As he prepared to bid Hubble farewell and float back into the shuttle's air lock, spacewalker John Grunsfeld - veteran of two previous Hubble repair missions - paused to pay tribute to all who had a hand in the telescope's success.

"This is really a tremendous adventure that we've been on," he said. "Hubble isn't just a satellite. It's about humanity's quest for knowledge."

He mentioned the late astrophysicists Lyman Spitzer and John Bahcall, who conceived the idea of an orbiting telescope, and saw it to fruition. He credited the work of living Hubble scientists, leaders and team members. He mentioned Sen. Barbara Mikulski of Maryland, whose advocacy helped marshal the political support and funding for a fifth servicing mission, which had been canceled in the wake of the 2003 Columbia shuttle accident.

"On this mission, we tried things that many people said were impossible," Grunsfeld said. "We've achieved that, and we wish Hubble the very best."

Four Atlantis spacewalkers and their crew mates installed two new scientific instruments and repaired two others that had broken down since the last servicing mission in 2002.

One of the few disappointments was the discovery after Saturday's repairs to the Advanced Camera for Surveys (ACS) that the camera's high resolution channel is still not functioning. But Livio said a second channel that failed in 2007 is working again, and so the more important goal of the repair was accomplished. "The wide-field channel is back," he said, "and that is actually the most widely used, so we're ... extremely happy with this result."

The new Wide Field Camera 3 installed last Thursday is expected to push astronomers' view closer to the limits of time and space. "We have seen galaxies back to a time when the age of the universe was about 750 million years," Livio said. "We will now see galaxies [as they were] when the universe was about 500 million years old."

"It gets us closer to the very first galaxies that formed" after the Big Bang more than 13 billion years ago. Those first galaxies will be the quest of the James Webb Space Telescope, targeted for launch in 2014.
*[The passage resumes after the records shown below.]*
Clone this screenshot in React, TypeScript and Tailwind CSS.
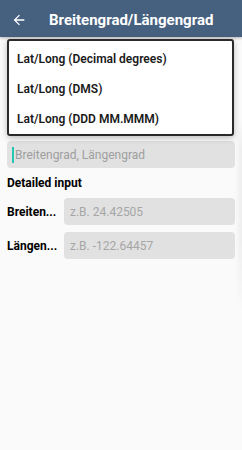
import React from "react";

const options = ["Lat/Long (Decimal degrees)", "Lat/Long (DMS)", "Lat/Long (DDD MM.MMM)"];

function BackArrow() {
  return (
    <svg width="16" height="16" viewBox="0 0 24 24" fill="white">
      <path d="M20 11H7.83l5.59-5.59L12 4l-8 8 8 8 1.41-1.41L7.83 13H20v-2z" />
    </svg>
  );
}

export default function App() {
  return (
    <div className="relative h-[450px] w-[242px] overflow-hidden bg-[#fafafa] font-['Roboto',sans-serif] text-[#1f1f1f]">
      <header className="flex h-[37px] items-center bg-[#46617f] pt-[2px] shadow-[0_1px_3px_rgba(0,0,0,0.3)]">
        <div className="flex w-[38px] justify-center">
          <BackArrow />
        </div>
        <h1 className="ml-[11px] text-[15px] font-bold leading-[18px] text-white">Breitengrad/Längengrad</h1>
      </header>

      <div className="flex flex-col px-[7px] pt-[104px]">
        <div className="flex h-[27px] items-center rounded-[4px] bg-[#e1e1e1] pl-[5px] text-[12px] text-[#9e9e9e]">
          <span className="mr-[1px] h-[16px] w-[2px] bg-[#26c6b4]" />
          Breitengrad, Längengrad
        </div>
        <div className="mt-[8px] text-[12px] font-bold leading-[14px] text-black">Detailed input</div>
        <div className="mt-[8px] flex flex-col gap-[7px]">
          {[
            ["Breiten...", "z.B. 24.42505"],
            ["Längen...", "z.B. -122.64457"],
          ].map(([label, ph]) => (
            <div key={label} className="flex items-center">
              <span className="w-[57px] text-[12px] font-bold text-black">{label}</span>
              <div className="flex h-[27px] flex-1 items-center rounded-[4px] bg-[#e1e1e1] pl-[6px] text-[12px] text-[#a6a6a6]">
                {ph}
              </div>
            </div>
          ))}
        </div>
      </div>

      {/* soft shadow along the right edge */}
      <div className="pointer-events-none absolute right-0 top-[120px] h-[190px] w-[7px] bg-gradient-to-r from-transparent to-[#ededed] [mask-image:linear-gradient(to_bottom,transparent,black_15%,black_65%,transparent)]" />

      <div className="absolute left-[7px] top-[39px] flex h-[97px] w-[227px] flex-col rounded-[3px] border-2 border-[#2a2a2a] bg-white pl-[8px] pt-[3px] shadow-[0_2px_6px_rgba(0,0,0,0.25)]">
        {options.map((o) => (
          <div key={o} className="flex h-[30px] items-center text-[12px] font-semibold text-[#1a1a1a]">
            {o}
          </div>
        ))}
      </div>
    </div>
  );
}
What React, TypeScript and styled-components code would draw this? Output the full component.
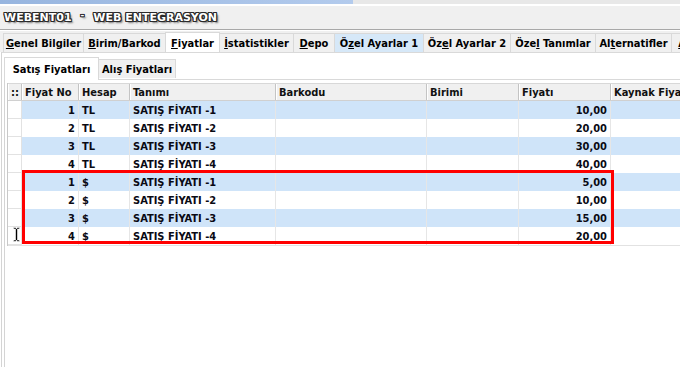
import styled, { createGlobalStyle } from "styled-components";

const GlobalStyle = createGlobalStyle`
  html, body {
    margin: 0;
    padding: 0;
    background: #ffffff;
  }
  body {
    font-family: "DejaVu Sans Condensed", "Liberation Sans", sans-serif;
    font-size: 11px;
    font-weight: bold;
    color: #000;
  }
`;

const Window = styled.div`
  position: relative;
  width: 680px;
  height: 367px;
  overflow: hidden;
  display: flex;
  flex-direction: column;
  background: #fff;
`;

const CaptionStrip = styled.div`
  height: 4px;
  background: linear-gradient(
    to right,
    #97b5df 0,
    #b3cbed 353px,
    #e8e8e8 353px,
    #e8e8e8 100%
  );
  border-bottom: 2px solid #fff;
`;

const TitleBar = styled.div`
  height: 24px;
  box-sizing: border-box;
  background: #f0f0f0;
  border-bottom: 1px solid #a8a8a8;
  display: flex;
  align-items: center;
  padding-left: 4px;
`;

const TitleText = styled.span`
  font-family: "DejaVu Sans", "Liberation Sans", sans-serif;
  font-size: 11px;
  font-weight: bold;
  color: #fff;
  white-space: pre;
  text-shadow: 1px 0 0 #2a2a2a, -1px 0 0 #2a2a2a, 0 1px 0 #2a2a2a,
    0 -1px 0 #2a2a2a, 1px 1px 0 #2a2a2a, -1px -1px 0 #2a2a2a,
    1px -1px 0 #2a2a2a, -1px 1px 0 #2a2a2a, 2px 2px 2px rgba(0, 0, 0, 0.55);
`;

const TitleDash = styled.span`
  display: inline-block;
  margin: 0 9px 0 9px;
  vertical-align: 5px;
  font-size: 9px;
`;

const TabStrip = styled.div`
  height: 21px;
  margin-top: 1px;
  background: #f0f0f0;
  display: flex;
  align-items: flex-end;
  padding-left: 3px;
  overflow: hidden;
  white-space: nowrap;
`;

const Tab = styled.div<{ $w: number; $active?: boolean; $hover?: boolean }>`
  flex: none;
  width: ${({ $w }) => $w}px;
  height: ${({ $active }) => ($active ? 21 : 19)}px;
  margin-bottom: ${({ $active }) => ($active ? -1 : 0)}px;
  margin-right: -1px;
  box-sizing: border-box;
  border: 1px solid #d9d9d9;
  border-bottom: none;
  background: ${({ $active, $hover }) =>
    $active ? "#ffffff" : $hover ? "#d6e8f8" : "#f0f0f0"};
  display: flex;
  align-items: center;
  justify-content: center;
  position: relative;
  z-index: ${({ $active }) => ($active ? 1 : 0)};
  color: #000;
`;

const TabLabel = styled.span`
  white-space: pre;
`;

const Mnemonic = styled.span`
  text-decoration: underline;
  text-underline-offset: 1px;
`;

const MainPanel = styled.div`
  flex: 1;
  margin-left: 1px;
  background: #fff;
  border-top: 1px solid #d9d9d9;
  border-left: 1px solid #d4d4d4;
  padding-left: 2px;
  display: flex;
  flex-direction: column;
`;

const SubTabStrip = styled.div`
  height: 23px;
  margin-top: 4px;
  display: flex;
  align-items: flex-start;
`;

const SubTab = styled.div<{ $w: number; $active?: boolean }>`
  flex: none;
  width: ${({ $w }) => $w}px;
  height: ${({ $active }) => ($active ? 23 : 19)}px;
  margin-top: ${({ $active }) => ($active ? 0 : 2)}px;
  margin-right: -1px;
  box-sizing: border-box;
  border: 1px solid #d9d9d9;
  border-bottom: none;
  background: ${({ $active }) => ($active ? "#ffffff" : "#f0f0f0")};
  display: flex;
  align-items: center;
  justify-content: center;
  position: relative;
  z-index: ${({ $active }) => ($active ? 1 : 0)};
`;

const SubPanel = styled.div`
  flex: 1;
  margin-top: -1px;
  border-top: 1px solid #d9d9d9;
  border-left: 1px solid #d4d4d4;
  padding: 3px 0 0 2px;
`;

const COLS = "14px 57px 51px 146px 151px 92px 92px 120px";

const Grid = styled.div`
  border-left: 1px solid #c8c8c8;
  display: flex;
  flex-direction: column;
  width: 800px;
`;

const HeaderRow = styled.div`
  display: grid;
  grid-template-columns: ${COLS};
  height: 18px;
  box-sizing: border-box;
  border-top: 1px solid #d8d8d8;
  border-bottom: 1px solid #d0d0d0;
  background: #f0f0f0;
`;

const HeaderCell = styled.div`
  box-sizing: border-box;
  border-right: 1px solid #c4c4c4;
  box-shadow: inset 1px 0 0 #ffffff;
  padding-left: 3px;
  display: flex;
  align-items: center;
  white-space: nowrap;
  overflow: hidden;
  color: #111;
`;

const Row = styled.div<{ $alt: boolean }>`
  display: grid;
  grid-template-columns: ${COLS};
  height: 18px;
  background: ${({ $alt }) => ($alt ? "#cfe4f9" : "#ffffff")};
`;

const Indicator = styled.div`
  box-sizing: border-box;
  background: #fff;
  border-right: 1px solid #e2e2e2;
  border-bottom: 1px solid #e2e2e2;
`;

const Cell = styled.div<{ $right?: boolean }>`
  box-sizing: border-box;
  border-right: 1px solid #e6e6e6;
  display: flex;
  align-items: center;
  justify-content: ${({ $right }) => ($right ? "flex-end" : "flex-start")};
  padding: 0 3px;
  white-space: nowrap;
  overflow: hidden;
  color: #0a0a14;
`;

const GridBottom = styled.div`
  height: 0;
  border-top: 1px solid #e2e2e2;
`;

const Highlight = styled.div`
  position: absolute;
  left: 22px;
  top: 170px;
  width: 592px;
  height: 74px;
  box-sizing: border-box;
  border: 3px solid #ff0000;
  pointer-events: none;
`;

const Cursor = styled.svg`
  position: absolute;
  left: 13px;
  top: 227px;
`;

const tabs = [
  { w: 81, pre: "", m: "G", post: "enel Bilgiler" },
  { w: 83, pre: "", m: "B", post: "irim/Barkod" },
  { w: 55, pre: "", m: "F", post: "iyatlar", active: true },
  { w: 75, pre: "", m: "İ", post: "statistikler" },
  { w: 42, pre: "", m: "D", post: "epo" },
  { w: 90, pre: "Ö", m: "z", post: "el Ayarlar 1", hover: true },
  { w: 88, pre: "Öz", m: "e", post: "l Ayarlar 2" },
  { w: 86, pre: "Öze", m: "l", post: " Tanımlar" },
  { w: 77, pre: "Al", m: "t", post: "ernatifler" },
  { w: 80, pre: "", m: "A", post: "çıklamalar" },
];

const rows = [
  { no: 1, hesap: "TL", tanim: "SATIŞ FİYATI -1", fiyat: "10,00" },
  { no: 2, hesap: "TL", tanim: "SATIŞ FİYATI -2", fiyat: "20,00" },
  { no: 3, hesap: "TL", tanim: "SATIŞ FİYATI -3", fiyat: "30,00" },
  { no: 4, hesap: "TL", tanim: "SATIŞ FİYATI -4", fiyat: "40,00" },
  { no: 1, hesap: "$", tanim: "SATIŞ FİYATI -1", fiyat: "5,00" },
  { no: 2, hesap: "$", tanim: "SATIŞ FİYATI -2", fiyat: "10,00" },
  { no: 3, hesap: "$", tanim: "SATIŞ FİYATI -3", fiyat: "15,00" },
  { no: 4, hesap: "$", tanim: "SATIŞ FİYATI -4", fiyat: "20,00" },
];

export default function App() {
  return (
    <>
      <GlobalStyle />
      <Window>
        <CaptionStrip />
        <TitleBar>
          <TitleText>WEBENT01</TitleText>
          <TitleText>
            <TitleDash>-</TitleDash>
          </TitleText>
          <TitleText>WEB ENTEGRASYON</TitleText>
        </TitleBar>

        <TabStrip>
          {tabs.map((t, i) => (
            <Tab key={i} $w={t.w} $active={t.active} $hover={t.hover}>
              <TabLabel>
                {t.pre}
                <Mnemonic>{t.m}</Mnemonic>
                {t.post}
              </TabLabel>
            </Tab>
          ))}
        </TabStrip>

        <MainPanel>
          <SubTabStrip>
            <SubTab $w={95} $active>
              Satış Fiyatları
            </SubTab>
            <SubTab $w={78}>Alış Fiyatları</SubTab>
          </SubTabStrip>
          <SubPanel>
            <Grid>
              <HeaderRow>
                <HeaderCell>::</HeaderCell>
                <HeaderCell>Fiyat No</HeaderCell>
                <HeaderCell>Hesap</HeaderCell>
                <HeaderCell>Tanımı</HeaderCell>
                <HeaderCell>Barkodu</HeaderCell>
                <HeaderCell>Birimi</HeaderCell>
                <HeaderCell>Fiyatı</HeaderCell>
                <HeaderCell>Kaynak Fiyatı</HeaderCell>
              </HeaderRow>
              {rows.map((r, i) => (
                <Row key={i} $alt={i % 2 === 0}>
                  <Indicator />
                  <Cell $right>{r.no}</Cell>
                  <Cell>{r.hesap}</Cell>
                  <Cell>{r.tanim}</Cell>
                  <Cell />
                  <Cell />
                  <Cell $right>{r.fiyat}</Cell>
                  <Cell />
                </Row>
              ))}
              <GridBottom />
            </Grid>
          </SubPanel>
        </MainPanel>

        <Highlight />
        <Cursor width="7" height="15" viewBox="0 0 7 15">
          <path
            d="M0.5 0.5h2.5v1h1v-1h2.5v1.5h-2v11h2v1.5h-2.5v-1h-1v1h-2.5v-1.5h2v-11h-2z"
            fill="#000"
            stroke="#fff"
            strokeWidth="0.6"
          />
        </Cursor>
      </Window>
    </>
  );
}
Hubble's sharpened vision is also expected to reveal exploding stars, called supernovae, 8 to 11 billion light years away. They will appear as they were before the expansion of the universe began to accelerate, helping scientists get a better handle on the mysterious "dark energy" thought to be responsible for that acceleration.

The Cosmic Origins Spectrograph, installed on Saturday, will enable astronomers to use light from distant quasars to study and map the sparse, weblike intergalactic medium between galaxies. The repaired Space Telescope Imaging Spectrograph will go back to work helping astronomers study the chemistry of the atmospheres of planets circling other stars.